Die kleine Kapuzinerkirche Santa Maria della Concezione an der Piazza Barberini in Rom ist vor allem wegen der gruseligen Knochengruft im Kellergeschoß berühmt. Wenig bekannt ist die eigentliche Kirche, wo sich (erste Kapelle rechts) ein Juwel der europäischen Barockmalerei befindet:
Der Auftraggeber gehörte zur Oberliga: der Kardinal Antonio Marcello Barberini war Bruder vom Barockpapst Urban VIII und als Jurist am Hofe des mächtigen Onkels tätig.
Die Familie hatte neben der Kirche ihren stattlichen Stadtpalast, den Palazzo Barberini. Der Kardinal war selbst Franziskanermönch und wurde 1646 in dieser kleinen Kirche begraben.
Die Maße des Bildes sind beachtlich: 293 x 202 cm. Technisch bemerkenswert ist die Ölmalerei auf einem Seidentuch (statt auf Leinen, wie üblich).
Dargestellt ist einer der drei Erzengel, Michael, als “Befehlshaber der himmlischen Armee”: Mit ausgezogenem Schwert drückt er den angeketteten Luzifer (=Satan) siegreich zu Boden. Zur Zeit seiner Entstehung war die "Gefahr" Luthers in Rom bereits gebannt, der Erzengel Michael wurde als Verteidiger und Beschützer der Kirche und des Glaubens weiterhin verehrt.
“Vorrei aver avuto pennello angelico, o forme di Paradiso per formare l’Arcangelo, o vederlo in Cielo; ma io non ho potuto salir tant’alto, ed invano l’ho cercato in terra. Sicché ho riguardato in quella forma, che nell’idea mi sono stabilita”.
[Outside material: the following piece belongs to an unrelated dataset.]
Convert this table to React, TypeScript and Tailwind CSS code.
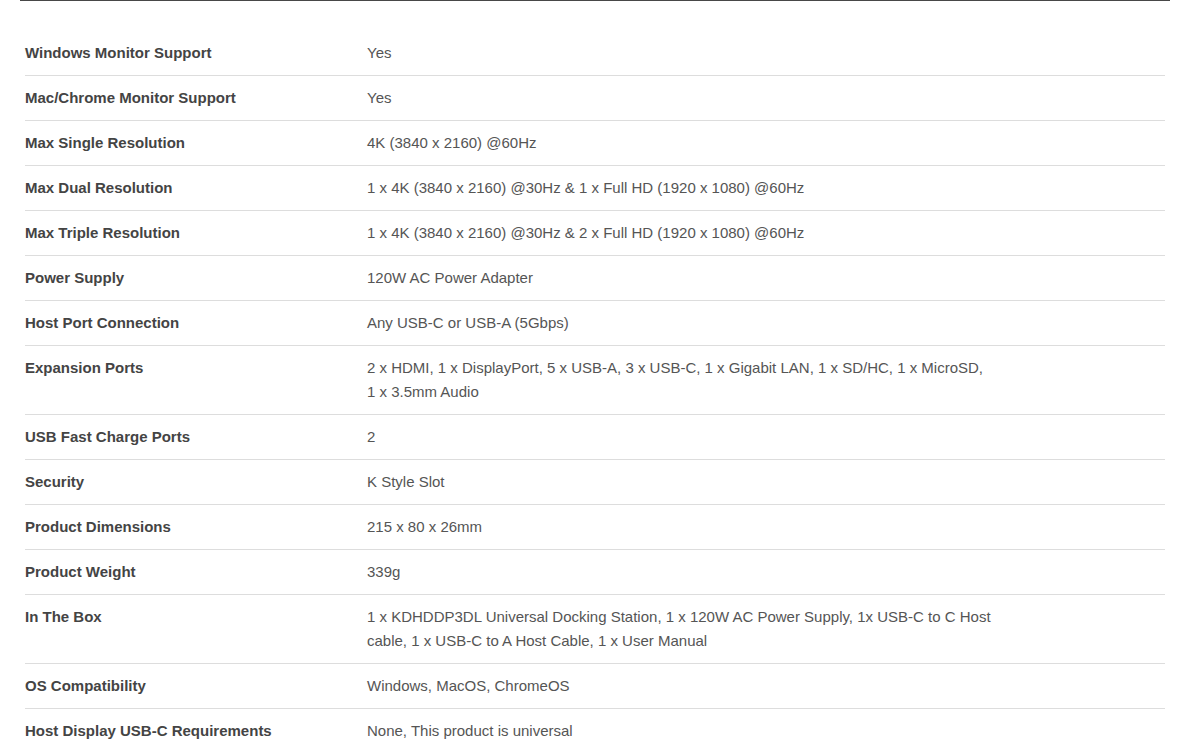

Der Maler Guido Reni (1575-1642) schreibt in einem Brief an den Hausmeister des Papstes, dass er lieber einen göttlichen Pinsel verwendet hätte, um den Erzengel zu malen. Da er aber auf der irdischen Welt keinen finden konnte, hätte er ihn nach seiner idealen Vorstellung des Übermenschlichen gemalt. Der Engel gilt also als das Schöne schlechthin, und wenn es ein Ideal der Schönheit gibt, muß es auch eines der Häßlichkeit geben.
In Rom eiferte Guido Reni dem idealisierten Raffael-ähnlichen Idealstil nach. Das Schöne sei nicht in der genauen Naturbeobachtung zu finden sondern existiere in einem Idealzustand, den der Künstler anstreben müsse. Dieser Zugang war zu seiner Zeit neu, denn "mainstream" der anderen Richtung waren die Zeitgenossen Caravaggio und Annibale Carracci, die sich eher an die Natur orientierten.
Das Gemälde wurde bald weltberühmt, das Sujet erschien auf zeitgenössischen Münzprägungen oder auf modische Broschen, durch Kupferstiche oder Kopien gelang die Darstellung des Erzengels v.a. im 19.Jhd. in die ganze Welt: als Idealbild von Kampf zwischen Gutem und Böse schlechthin.
1753 gelang eine Interpretation des Erzengels auf die Spitze der Engelsburg.